Gradient function for z = <AddBackward0 object at 0x7f2989ad5220>
Gradient function for loss = <BinaryCrossEntropyWithLogitsBackward0 object at 0x7f2989ad50d0>


In [42]:
print(f"Gradient function for x = {x.grad_fn}")

Gradient function for x = None


In [43]:
print(f"Gradient function for y = {y.grad_fn}")

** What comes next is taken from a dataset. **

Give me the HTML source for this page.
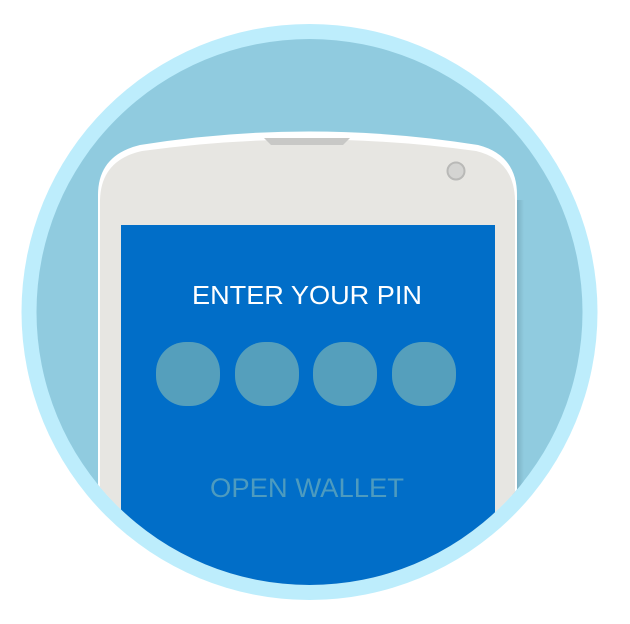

Gradient function for y = None


In [44]:
loss.backward()
print(w.grad)
print(b.grad)

tensor([[0.0118, 0.2882, 0.2693],
        [0.0118, 0.2882, 0.2693],
        [0.0118, 0.2882, 0.2693],
        [0.0118, 0.2882, 0.2693],
        [0.0118, 0.2882, 0.2693]])
tensor([0.0118, 0.2882, 0.2693])


In [45]:
z = torch.matmul(x, w)+b
print(z.requires_grad)

True


In [46]:
with torch.no_grad():
    z = torch.matmul(x, w)+b
print(z.requires_grad)

False


In [82]:
import torch
alpha=0.1

x = torch.ones(5)  # input tensor
y = torch.zeros(3)  # expected output
w = torch.randn(5, 3, requires_grad=True)
b = torch.randn(3, requires_grad=True)
z = torch.matmul(x, w)+b

for i in range(10):
    loss = torch.nn.functional.binary_cross_entropy_with_logits(z, y)
    print(loss)
    loss.backward(retain_graph=True)
    with torch.no_grad():
        w.sub_(w.grad*alpha)
        b.sub_(b.grad*alpha)
        w.grad = None
        b.grad = None

tensor(1.3036, grad_fn=<BinaryCrossEntropyWithLogitsBackward0>)
tensor(1.3036, grad_fn=<BinaryCrossEntropyWithLogitsBackward0>)
tensor(1.3036, grad_fn=<BinaryCrossEntropyWithLogitsBackward0>)
tensor(1.3036, grad_fn=<BinaryCrossEntropyWithLogitsBackward0>)
tensor(1.3036, grad_fn=<BinaryCrossEntropyWithLogitsBackward0>)
tensor(1.3036, grad_fn=<BinaryCrossEntropyWithLogitsBackward0>)
tensor(1.3036, grad_fn=<BinaryCrossEntropyWithLogitsBackward0>)
tensor(1.3036, grad_fn=<BinaryCrossEntropyWithLogitsBackward0>)
tensor(1.3036, grad_fn=<BinaryCrossEntropyWithLogitsBackward0>)
tensor(1.3036, grad_fn=<BinaryCrossEntropyWithLogitsBackward0>)


In [104]:
#https://medium.com/@mrityu.jha/understanding-the-grad-of-autograd-fc8d266fd6cf
import torch
alpha=0.1

x = torch.ones(5)  # input tensor
y = torch.zeros(3)  # expected output
w = torch.randn(5, 3, requires_grad=True)
b = torch.randn(3, requires_grad=True)

n=100
for i in range(n):
    z = torch.matmul(x, w)+b
    loss = torch.nn.functional.binary_cross_entropy_with_logits(z, y)
    if i%(n/10)==0:
        print(loss)
    loss.backward(retain_graph=True)
    with torch.no_grad():
        w-=alpha*w.grad
        w.grad = None
        b-=alpha*b.grad
        b.grad = None

tensor(0.8867, grad_fn=<BinaryCrossEntropyWithLogitsBackward0>)
tensor(0.4407, grad_fn=<BinaryCrossEntropyWithLogitsBackward0>)
tensor(0.2634, grad_fn=<BinaryCrossEntropyWithLogitsBackward0>)
tensor(0.1822, grad_fn=<BinaryCrossEntropyWithLogitsBackward0>)
tensor(0.1378, grad_fn=<BinaryCrossEntropyWithLogitsBackward0>)
tensor(0.1102, grad_fn=<BinaryCrossEntropyWithLogitsBackward0>)
tensor(0.0916, grad_fn=<BinaryCrossEntropyWithLogitsBackward0>)
tensor(0.0782, grad_fn=<BinaryCrossEntropyWithLogitsBackward0>)
tensor(0.0682, grad_fn=<BinaryCrossEntropyWithLogitsBackward0>)
tensor(0.0604, grad_fn=<BinaryCrossEntropyWithLogitsBackward0>)